An article about pioneer “art” theatres in a 2005 issue of Film History Magazine claims that this was a “legit” playhouse prior to opening as a cinema in late 1926. Michael Mindlin, who’d been a stage producer, received encouragement from the then powerful National Board of Review of Motion Pictures, which had its headquarters in the building next door. The first program consisted of an educational one-reeler from Germany, “The Parasol Ant”; Chaplin’s three-reel comedy, “A Dog’s Life”; a short about early French cinema, and a revival of “The Cabinet of Dr.

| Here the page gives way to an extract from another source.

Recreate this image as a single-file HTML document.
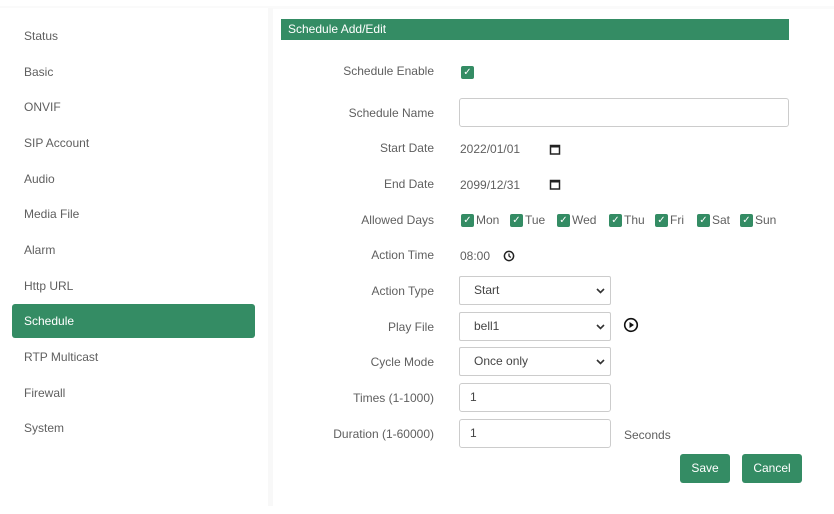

Caligari.”

Gerald A. DeLuca
Gerald A. DeLuca on March 23, 2007 at 5:42 am

An elephant at the Fifth Avenue Cinema in 1954.

Darkgirl
Darkgirl on January 2, 2008 at 8:28 am

It was called 5th Avenue Playhouse, according to Kristin Thompson!

Warren G. Harris
Warren G. Harris on January 2, 2008 at 8:57 am

The name varied over the years between “Cinema” and “Playhouse.” And more often than not, “Fifth” was used instead of “5th.”

AlAlvarez
AlAlvarez on May 16, 2008 at 7:50 pm

This stopped showing films in 1973.

mhantholz
mhantholz on May 20, 2010 at 11:41 pm

I lived @ FIFTH AVENUE CINEMA mid-1960s-70s. Living 4 blocks south, at the Hotel Marlton 5 West 8th St., it was the movie theater of choice—-the Art and the 8th St.Playhouse were for the fairies & débutantes at NYU and the bridge-&-tunnel mutts who got off on “Rocky Horror Show” [hawk-ptoo]. I saw a double-bill here that can’t be beat—–“L'Aventura” / “Last Year At Marienbad”. Saw them again recently—-after all the jokes, these two are among the very few from the ‘60s to have survived, their power intact. The snapper here is that not only has Parson School Of Design taken over the 5th Ave. for an auditorium, they’ve taken over my old home, the Hotel Marlton for dorms !!! Am I to be spared nothing ??

Tinseltoes
Tinseltoes on May 5, 2012 at 7:03 am

Fifty-eight years ago today, and self-described in advertising as “New York’s oldest Art Theatre— the 5th Avenue Cinema re-opened after a period of restoration and refurbishing with the American premiere of Robert Bresson’s "Diary of a Country Priest,” shown in French with English subtitles. Starting with this engagement, the 5th Avenue Cinema would now be under the same direction as the midtown Paris Theatre, then in the midst of a record-breaking engagement of the British-made “The Captain’s Paradise,” starring Alec Guinness.

cblog
cblog on November 2, 2012 at 3:23 am

My mom and I saw Dr.Strangelove here, after my Saturday morning children’s theater group at Mills College of Education, and lunch at the Schraffts 13th st. We saw other films, but Dr.Strangelove created the memory. The mural was fascinating to look at, at least for a child.